** BEGIN Record excerpts **

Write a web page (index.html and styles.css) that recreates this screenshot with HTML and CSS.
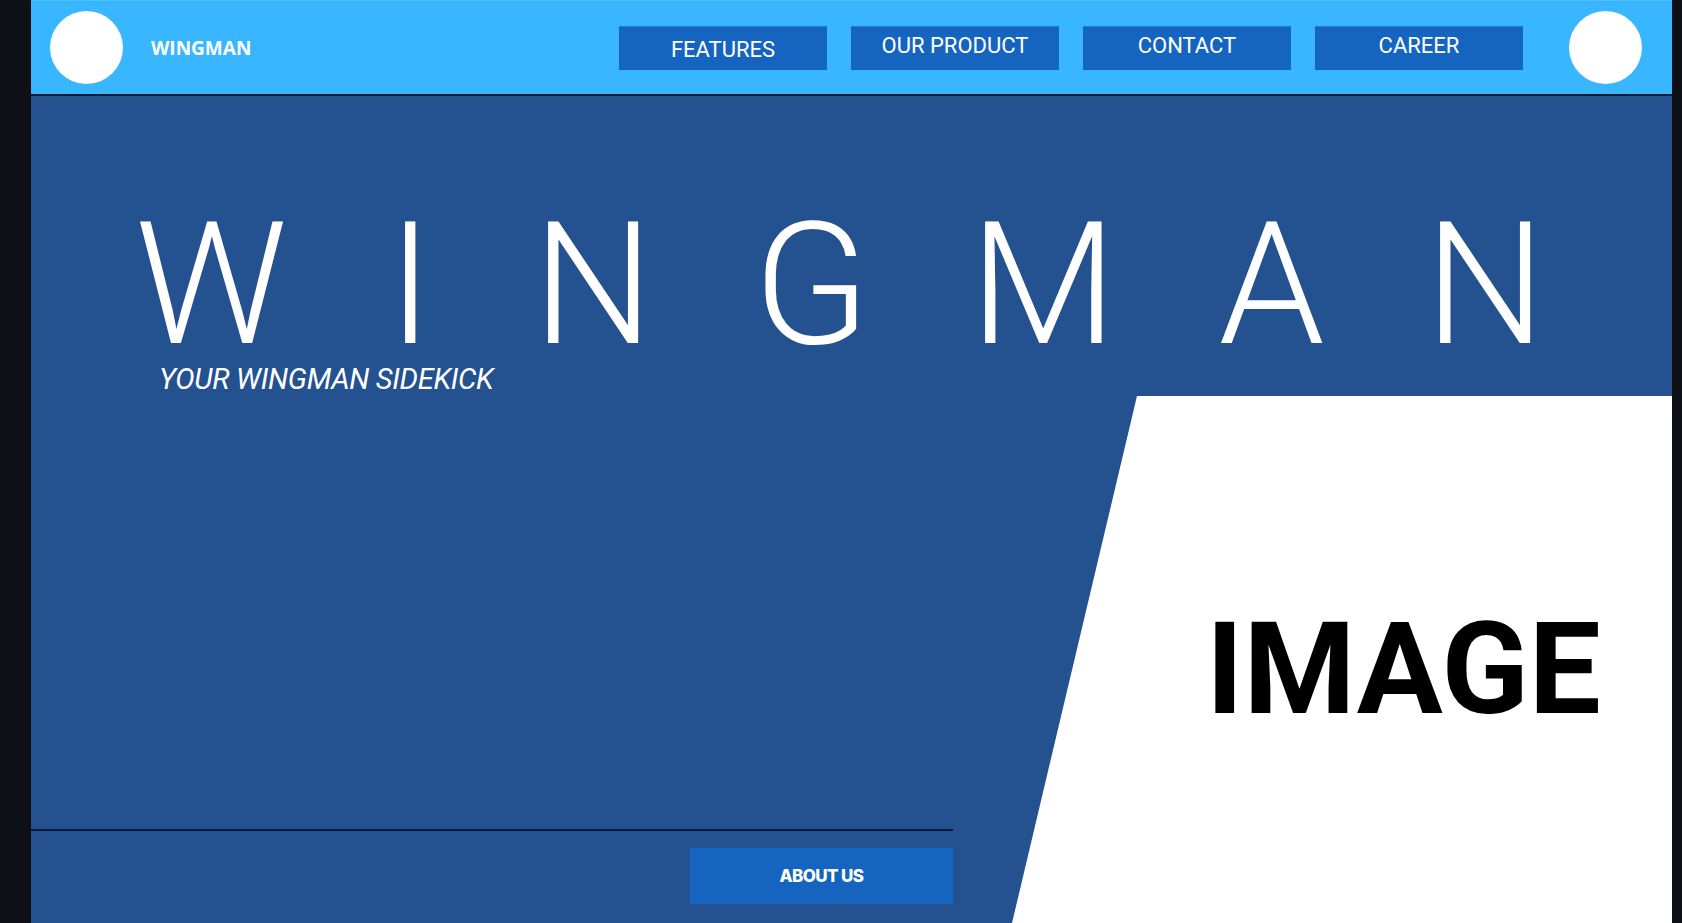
FILE: index.html
```html
<!DOCTYPE html>
<html lang="en">
<head>
<meta charset="utf-8">
<title>Wingman</title>
<link rel="stylesheet" href="styles.css">
</head>
<body>
<div class="frame">
  <header class="topbar">
    <div class="avatar"></div>
    <div class="brand">WINGMAN</div>
    <nav class="nav">
      <a class="nav-btn nav-btn--low" href="#">FEATURES</a>
      <a class="nav-btn" href="#">OUR PRODUCT</a>
      <a class="nav-btn" href="#">CONTACT</a>
      <a class="nav-btn" href="#">CAREER</a>
    </nav>
    <div class="avatar"></div>
  </header>
  <main class="hero">
    <h1 class="hero-title">WINGMAN</h1>
    <p class="hero-sub">YOUR WINGMAN SIDEKICK</p>
    <div class="hero-row">
      <div class="hero-left">
        <div class="divider"></div>
        <a class="about-btn" href="#">ABOUT US</a>
      </div>
      <div class="image-panel">
        <span class="image-label">IMAGE</span>
      </div>
    </div>
  </main>
</div>
</body>
</html>
```
FILE: styles.css
```css
html, body {
  margin: 0;
  padding: 0;
}
body {
  background: #0d1117;
  height: 923px;
  overflow: hidden;
  font-family: Roboto, "Liberation Sans", sans-serif;
}
.frame {
  margin-left: 31px;
  width: 1641px;
  height: 923px;
  display: flex;
  flex-direction: column;
}
.topbar {
  height: 93px;
  border-top: 1px solid #4dc0ff;
  border-bottom: 2px solid #0b1a30;
  background: #38b6ff;
  display: flex;
  align-items: center;
  padding: 0 30px 0 19px;
  box-sizing: content-box;
}
.avatar {
  width: 73px;
  height: 73px;
  border-radius: 50%;
  background: #ffffff;
  flex: none;
}
.brand {
  margin-left: 28px;
  font-family: "Open Sans", sans-serif;
  font-weight: 700;
  font-size: 19px;
  color: #ffffff;
}
.nav {
  margin-left: auto;
  margin-right: 46px;
  display: flex;
  gap: 24px;
}
.nav-btn {
  width: 208px;
  height: 44px;
  box-sizing: border-box;
  background: #1565c0;
  border-top: 1px solid #2a7ad4;
  color: #ffffff;
  text-decoration: none;
  font-family: Roboto, sans-serif;
  font-size: 22px;
  line-height: 1;
  display: flex;
  justify-content: center;
  align-items: flex-start;
  padding-top: 8px;
}
.nav-btn--low {
  padding-top: 12px;
}
.hero {
  flex: 1;
  background: #245190;
  display: flex;
  flex-direction: column;
}
.hero-title {
  margin: 121px 0 0;
  padding-left: 104px;
  font-family: Roboto, sans-serif;
  font-weight: 300;
  font-size: 170px;
  line-height: 0.8;
  letter-spacing: 100px;
  color: #ffffff;
  white-space: nowrap;
}
.hero-sub {
  margin: 12px 0 0;
  padding-left: 128px;
  font-family: Roboto, sans-serif;
  font-style: italic;
  font-size: 29px;
  line-height: 1;
  letter-spacing: -0.3px;
  color: #ffffff;
}
.hero-row {
  flex: 1;
  margin-top: 2px;
  display: flex;
}
.hero-left {
  width: 922px;
  flex: none;
  display: flex;
  flex-direction: column;
  justify-content: flex-end;
  padding-bottom: 19px;
}
.divider {
  height: 2px;
  background: #0a1a36;
  margin-bottom: 17px;
}
.about-btn {
  align-self: flex-end;
  width: 263px;
  height: 56px;
  background: #1565c0;
  color: #ffffff;
  text-decoration: none;
  font-family: Inter, sans-serif;
  font-weight: 800;
  font-size: 17px;
  letter-spacing: -0.6px;
  display: flex;
  align-items: center;
  justify-content: center;
}
.image-panel {
  flex: 1;
  margin-left: 59px;
  background: #ffffff;
  clip-path: polygon(125px 0, 100% 0, 100% 100%, 0 100%);
  display: flex;
  align-items: center;
  padding: 19px 0 0 194px;
}
.image-label {
  font-family: Roboto, sans-serif;
  font-weight: 700;
  font-size: 128px;
  line-height: 1;
  color: #000000;
}
```
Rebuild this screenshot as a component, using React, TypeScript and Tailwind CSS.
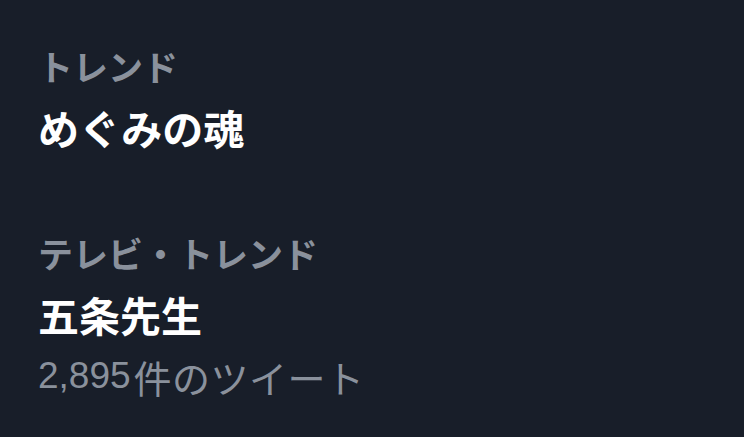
export default function App() {
  const font = { fontFamily: '"Noto Sans CJK JP", "Noto Sans", sans-serif' };
  return (
    <div className="w-[744px] h-[437px] bg-[#181e29] overflow-hidden pl-[38px] pt-[36px]" style={font}>
      <div className="flex flex-col">
        <div className="h-[61px] flex items-center text-[35px] font-bold text-[#8a919c]">トレンド</div>
        <div className="h-[62px] flex items-center text-[41px] font-bold text-white">めぐみの魂</div>
      </div>
      <div className="flex flex-col mt-[64px]">
        <div className="h-[61px] flex items-center text-[35px] font-bold text-[#8a919c]">テレビ・トレンド</div>
        <div className="h-[61px] flex items-center text-[41px] font-bold text-white">五条先生</div>
        <div className="h-[62px] flex items-center text-[#8a919c]">
          <span className="text-[37px]" style={{ fontFamily: '"Liberation Sans", sans-serif' }}>
            2,895
          </span>
          <span className="text-[38px] ml-[3px] tracking-[0.5px]">件のツイート</span>
        </div>
      </div>
    </div>
  );
}
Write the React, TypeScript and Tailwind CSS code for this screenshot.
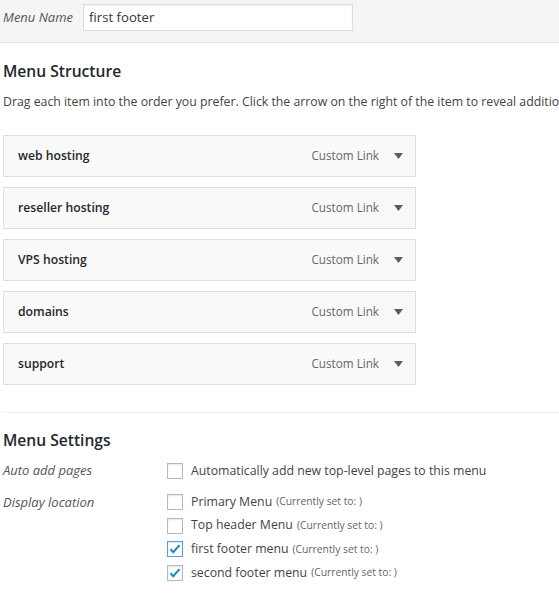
import React from "react";

const items = ["web hosting", "reseller hosting", "VPS hosting", "domains", "support"];

const locations = [
  { name: "Primary Menu", checked: false, focus: false },
  { name: "Top header Menu", checked: false, focus: false },
  { name: "first footer menu", checked: true, focus: true },
  { name: "second footer menu", checked: true, focus: false },
];

const Checkbox = ({ checked, focus }: { checked: boolean; focus?: boolean }) => (
  <span
    className={`flex items-center justify-center w-[16px] h-[16px] bg-white border ${
      focus ? "border-[#5b9dd9] shadow-[0_0_2px_rgba(30,140,190,0.8)]" : "border-[#b4b9be]"
    } shadow-[inset_0_1px_2px_rgba(0,0,0,0.1)]`}
  >
    {checked && (
      <svg width="14" height="14" viewBox="0 0 20 20">
        <path d="M3.5 10.5l4 4L16.5 4.5" fill="none" stroke="#1e8cbe" strokeWidth="3" />
      </svg>
    )}
  </span>
);

export default function App() {
  return (
    <div className="w-[559px] h-[595px] bg-white overflow-hidden font-['Open_Sans',sans-serif] text-[12.3px] text-[#444]">
      <div className="h-[43px] bg-[#f5f5f5] border-b border-[#e2e2e2] flex items-start pt-[4px] pl-[3px]">
        <span className="italic text-[13px] text-[#555] h-[27px] leading-[27px] w-[80px]">Menu Name</span>
        <div className="w-[270px] h-[27px] bg-white border border-[#dddddd] shadow-[inset_0_1px_2px_rgba(0,0,0,0.07)] px-[5px] leading-[25px] text-[13.2px] text-[#32373c]">
          first footer
        </div>
      </div>

      <div className="pl-[3px]">
        <h3 className="mt-[16px] text-[15.6px] leading-[24px] font-semibold text-[#23282d]">Menu Structure</h3>
        <p className="mt-[9px] leading-[20px] whitespace-nowrap overflow-hidden">
          Drag each item into the order you prefer. Click the arrow on the right of the item to reveal additional configuration options.
        </p>

        <div className="mt-[23px] flex flex-col gap-[10px] w-[413px]">
          {items.map((item) => (
            <div
              key={item}
              className="h-[42px] bg-[#f9f9f9] border border-[#dfdfdf] flex items-center pl-[14px] pr-[12px]"
            >
              <span className="font-semibold text-[12.2px] text-[#23282d] flex-1">{item}</span>
              <span className="text-[#666] text-[11.7px] mr-[15px]">Custom Link</span>
              <svg width="9" height="6" viewBox="0 0 9 6">
                <path d="M0 0h9L4.5 6z" fill="#555d66" />
              </svg>
            </div>
          ))}
        </div>
      </div>

      <div className="mt-[27px] ml-[3px] border-t border-[#eeeeee]" />

      <div className="pl-[3px]">
        <h3 className="mt-[15px] text-[15.6px] leading-[24px] font-semibold text-[#23282d]">Menu Settings</h3>

        <div className="mt-[7px] flex h-[24px] items-center">
          <span className="w-[164px] italic text-[13px] text-[#555]">Auto add pages</span>
          <Checkbox checked={false} />
          <span className="ml-[8px]">Automatically add new top-level pages to this menu</span>
        </div>

        <div className="mt-[7px] flex">
          <span className="w-[164px] italic text-[13px] text-[#555] h-[24px] leading-[24px]">Display location</span>
          <div className="flex flex-col">
            {locations.map((loc) => (
              <div key={loc.name} className="flex items-center h-[23.7px]">
                <Checkbox checked={loc.checked} focus={loc.focus} />
                <span className="ml-[8px]">{loc.name}</span>
                <span className="ml-[4px] text-[10.3px] text-[#666]">(Currently set to: )</span>
              </div>
            ))}
          </div>
        </div>
      </div>
    </div>
  );
}
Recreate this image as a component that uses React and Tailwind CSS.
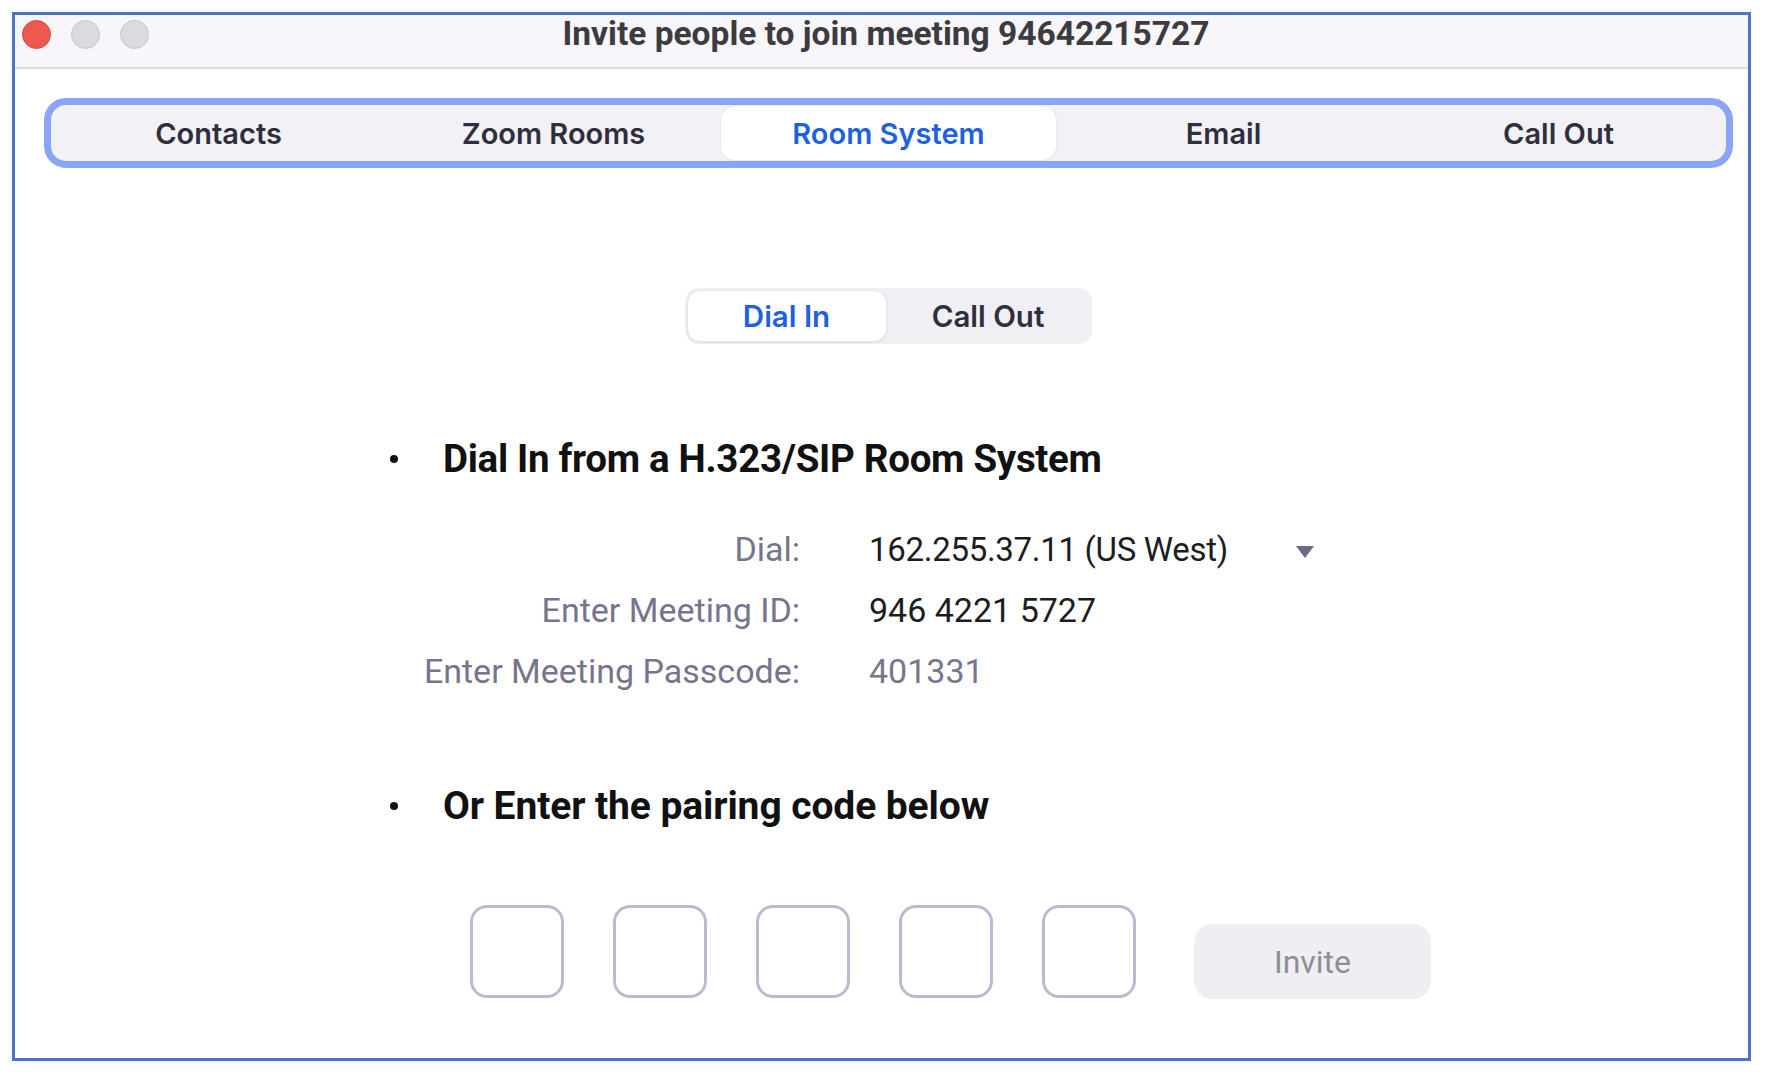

** END Record excerpts **

### Exercise
Using the records given above, list every line that includes the word "Tailwind".

### Response to the exercise
Rebuild this screenshot as a component, using React, TypeScript and Tailwind CSS.
Write the React, TypeScript and Tailwind CSS code for this screenshot.
Recreate this image as a component that uses React and Tailwind CSS.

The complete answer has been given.